A Rome, la déesse fut au fur et à mesure associée à la fertilité et à la nature sauvage. Elle devint le symbole d’une déesse mère, et mère de tous les dieux, qu’on appelait Magna Mater. En outre, les prêtre·sse·s de Cybèle sortaient particulièrement de l’ordinaire, ce qui causa bien des remous chez les élites et les conservateurs romains : iels avaient un genre non-conforme aux normes de l’époque. Pour utiliser du vocabulaire contemporain, ces personnes avaient été assignées hommes à la naissance, mais vivaient au quotidien en se présentant de manière féminine ; iels vivaient donc en dehors de la binarité cisgenre2 homme/femme.

De nombreux indices allant dans ce sens ont été retrouvés dans différents textes au fil du temps. On peut y lire qu’iels portaient des habits de femmes, du maquillage, des bijoux, pouvaient se décoloraient les cheveux en blond et les boucler lors de certains évènements, et s’épilaient les jambes à l’aide de pierre ponce. De plus, autour du 24 mars, iels célébraient le Jour du sang, ou Dies sanguinis. En ce jour exceptionnel se tenait chaque année une grande cérémonie où avait lieu une procession en l’honneur de Cybèle, et un rituel d’initiation pour les nouvelles·eaux arrivant·e·s. Les prêtre·sse·s dansaient sur de la musique jusqu’à une sorte de transe, se flagellaient le corps avec des haches et des épées, et épandaient leur sang sur les effigies de Cybèle et les autels du temple. Enfin, probablement encore chargé·e·s d’endorphines, les apprenti·e·s prêtre·sse·s sectionnaient iels-mêmes une partie de leurs organes génitaux externes. Par la suite, iels pouvaient rejoindre la communauté des Galles et participer au culte de Cybèle.
Pendant l’année, iels étaient fréquemment en déplacements hors du temple, et se faisaient rémunérer pour leurs services comme lire l’avenir, ou bénir les foyers. Des auteurs de l’époque décrivent certaines de leurs processions avec grand intérêt. Habillé·e·s de longues robes et d’étoles de couleurs vives, lourdement maquillées, iels portaient des bijoux et des résilles dorées sur leur cheveux. Certain·e·s d’entre iels portaient des armes de guerre antiques (pour l’époque), ou jouaient des percussions et des cymbales. D’autres portaient des fouets en laine et en cuir entrelacés d’os de moutons. Comme lors du Dies Sanguinis, iels pouvaient danser et se fouetter jusqu’à atteindre une transe d’endorphines. Une fois dans cet état, les habitant·e·s des alentours pouvaient les solliciter pour des conseils d’ordre spirituel, ou pour lire l’avenir.
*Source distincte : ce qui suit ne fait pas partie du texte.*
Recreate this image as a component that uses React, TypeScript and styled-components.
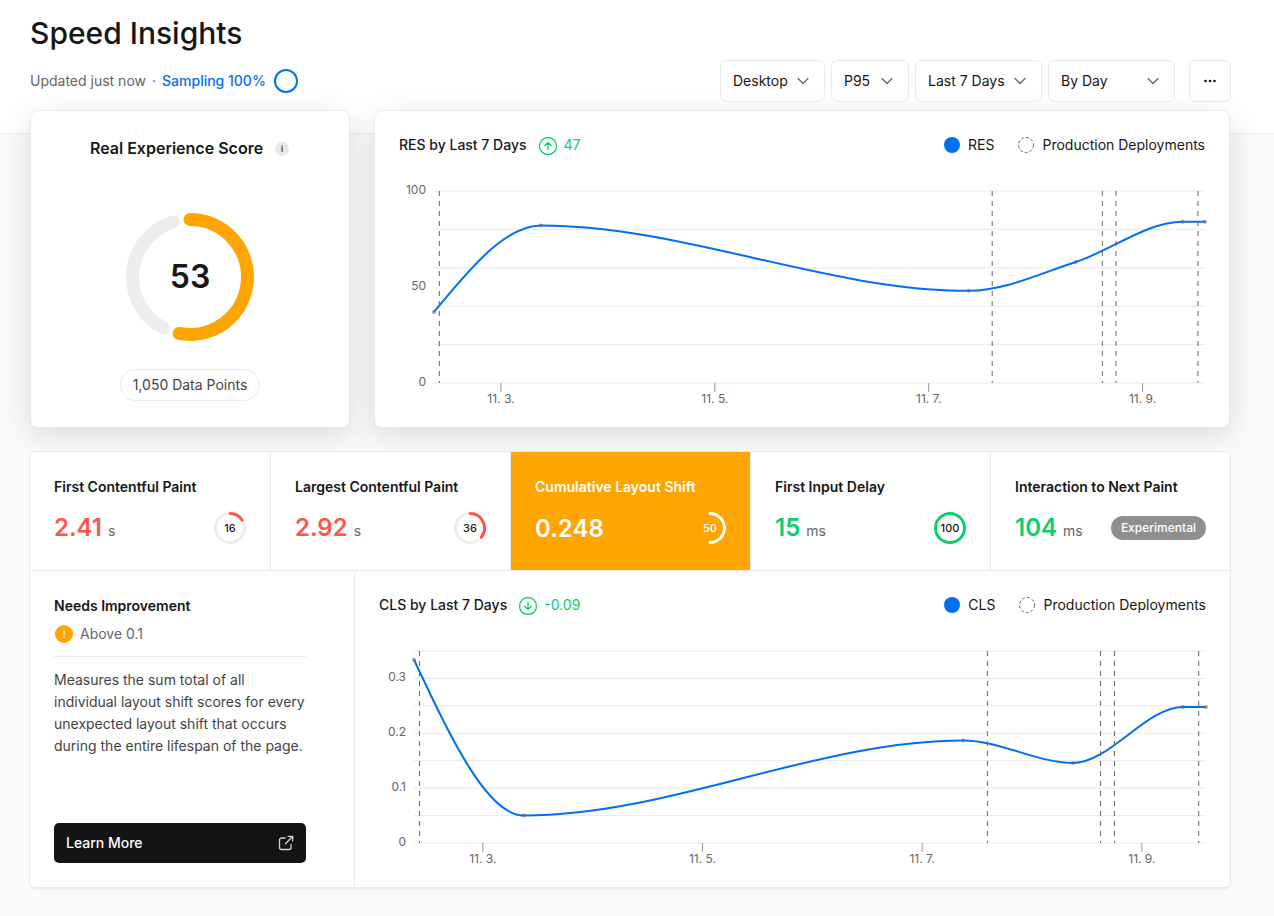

L’angle mort des interprétations cisgenres
Le Dies Sanguinis est décrit par beaucoup de textes contemporains sur le sujet comme une cérémonie sanguinaire, mutilatoire, et incompréhensible. Les auteur·ice·s cisgenres ne semblent pas comprendre pourquoi quiconque voudrait retirer une partie de ses organes génitaux, d’autant plus des personnes qu’iels identifient en tant qu’hommes. (Car bien sûr, il est sous-entendu qu’être un homme est la position sociale la plus avantageuse, et qu’il semblerait incompréhensible de ne pas vouloir y appartenir.) De plus, malgré les nombreux indices montrant leur genre non-conforme à la binarité, la majorité des auteur·ice·s parlent des Galles en tant qu’hommes. Certain·e·s utilisent le mot “eunuque”, et d’autres les voient comme des “hommes homosexuels”.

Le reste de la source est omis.